Policy modeling for urban energy resilience to extreme heat: A multi-agent simulation framework in Chongqing, China

Climate change is increasing extreme heat events, intensifying stress on urban energy systems. Chongqing, a megacity in China, has seen a notable rise in urban heat island intensity (∼0.5 °C per decade), driving peak cooling loads up by 15 %. While previous research emphasized energy efficiency, resilience under compounded extreme heat remains underexplored. To fill this gap, we develop an agent-based model with four agent types exhibiting adaptive thermal behavior, simulating building energy demand under four high-temperature scenarios (36∼42 °C) with non-linear responses. A multi-indicator framework is employed to evaluate three strategies: adjusting temperature thresholds, establishing public cooling centers (PCCs), and electricity rationing. Results indicate: 1) Proportional electricity rationing is more cost-effective and better mitigates oversupply risks than uniform restrictions. 2) Increasing temperature thresholds from 26 °C to 28 °C improves resilience (relative closeness: 56 %) with only marginal cost increases, although economic burdens remain notable.

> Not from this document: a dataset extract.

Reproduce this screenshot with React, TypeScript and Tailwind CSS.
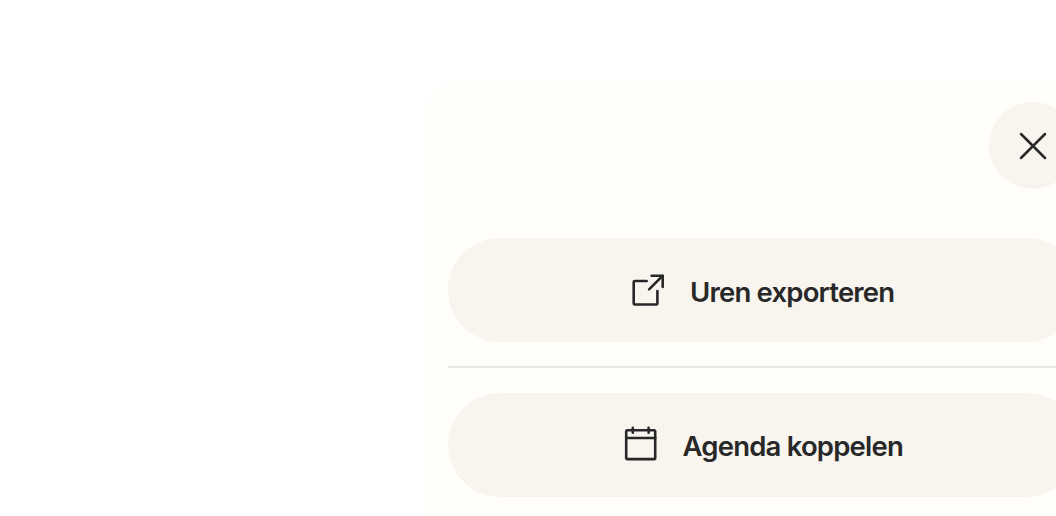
import { FC, ReactNode } from 'react';

interface IconProps {
  className?: string;
}

interface MenuButtonProps {
  icon: ReactNode;
  children: ReactNode;
}

const CloseIcon: FC<IconProps> = ({ className }) => (
  <svg
    viewBox="0 0 28 28"
    className={className}
    fill="none"
    stroke="currentColor"
    strokeWidth="2.5"
    strokeLinecap="round"
  >
    <path d="M2 2l24 24M26 2L2 26" />
  </svg>
);

const ExportIcon: FC<IconProps> = ({ className }) => (
  <svg
    viewBox="0 0 34 34"
    className={className}
    fill="none"
    stroke="currentColor"
    strokeWidth="2.6"
    strokeLinecap="round"
    strokeLinejoin="round"
  >
    <path d="M15.7 8H3.7a1 1 0 0 0-1 1v21.5a1 1 0 0 0 1 1h21.7a1 1 0 0 0 1-1V18" />
    <path d="M18.1 16.4L31.5 2.9" />
    <path d="M20.6 2.8h11.1v11.1" />
  </svg>
);

const CalendarIcon: FC<IconProps> = ({ className }) => (
  <svg
    viewBox="0 0 34 36"
    className={className}
    fill="none"
    stroke="currentColor"
    strokeWidth="2.6"
    strokeLinecap="round"
    strokeLinejoin="round"
  >
    <rect x="2.2" y="4.2" width="29" height="28.9" rx="1.2" />
    <path d="M2.2 12h29M8.8 1.9v4.8M24.6 1.9v4.8" />
  </svg>
);

const MenuButton: FC<MenuButtonProps> = ({ icon, children }) => (
  <button
    type="button"
    className="flex h-[104px] w-full items-center justify-center gap-[25px] rounded-full bg-[#f8f5ef] text-[27.5px] font-semibold text-[#282828]"
  >
    {icon}
    {children}
  </button>
);

const App = () => {
  return (
    <div className="h-[516px] w-full overflow-hidden bg-white pt-20 pl-[424px] font-['Inter',sans-serif]">
      <div className="flex h-[434.5px] w-[656px] flex-col rounded-tl-[40px] bg-[#fffefa] pr-[1px] pl-6">
        <div className="flex justify-end pt-[22.25px] pr-[3px]">
          <button
            type="button"
            aria-label="Sluiten"
            className="flex size-[87px] items-center justify-center rounded-full bg-[#f8f5ef] text-[#282828]"
          >
            <CloseIcon className="size-7" />
          </button>
        </div>
        <div className="mt-[48.75px]">
          <MenuButton icon={<ExportIcon className="size-[34px]" />}>
            <span className="w-[206px] pt-[5px] text-left tracking-[-0.029em] whitespace-nowrap">
              Uren exporteren
            </span>
          </MenuButton>
          <div className="mt-6 mb-[24.5px] h-[2px] bg-[#e9e8e4]" />
          <MenuButton icon={<CalendarIcon className="mb-[2px] h-9 w-[34px]" />}>
            <span className="w-[221px] pt-[5px] text-left tracking-[-0.029em] whitespace-nowrap">
              Agenda koppelen
            </span>
          </MenuButton>
        </div>
      </div>
    </div>
  );
};

export default App;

Expanding PCCs provides negligible resilience benefits (<0.1 % improvement). 3) A TOPSIS-based cost-resilience trade-off analysis further confirms that temperature threshold adjustment consistently offers superior performance in balancing resilience outcomes and economic feasibility. Our findings highlight the importance of incorporating economic and practical feasibility into urban energy resilience strategies.